The data was generated programmatically in the Minecraft simulation environment by expert agents using scripted or learned behavior policies.

### Annotations

#### Annotation process

Skill annotations were derived from internal game state events and heuristics related to player intent and task segmentation. Manual inspection was performed to ensure consistency across trajectories.

#### Who are the annotators?

Automated rule-based annotation systems with developer oversight during dataset development.

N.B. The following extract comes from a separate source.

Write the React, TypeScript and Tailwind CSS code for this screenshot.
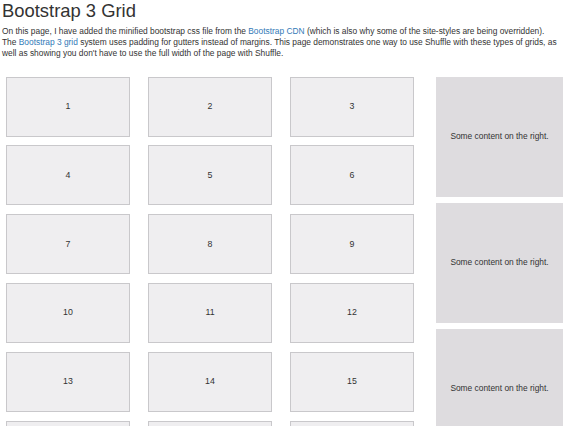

## Bias, Risks, and Limitations

- The dataset is derived from simulation, so its findings may not generalize to real-world robotics or broader RL environments.
- Skill definitions depend on domain-specific heuristics, which may not reflect all valid strategies.
- Expert strategies may be biased toward specific pathways (e.g., speedrunning logic).

### Recommendations

Researchers should evaluate the robustness of learned skills across diverse environments and initial conditions. Segmentations reflect task approximations and should be interpreted within the scope of the simulation constraints.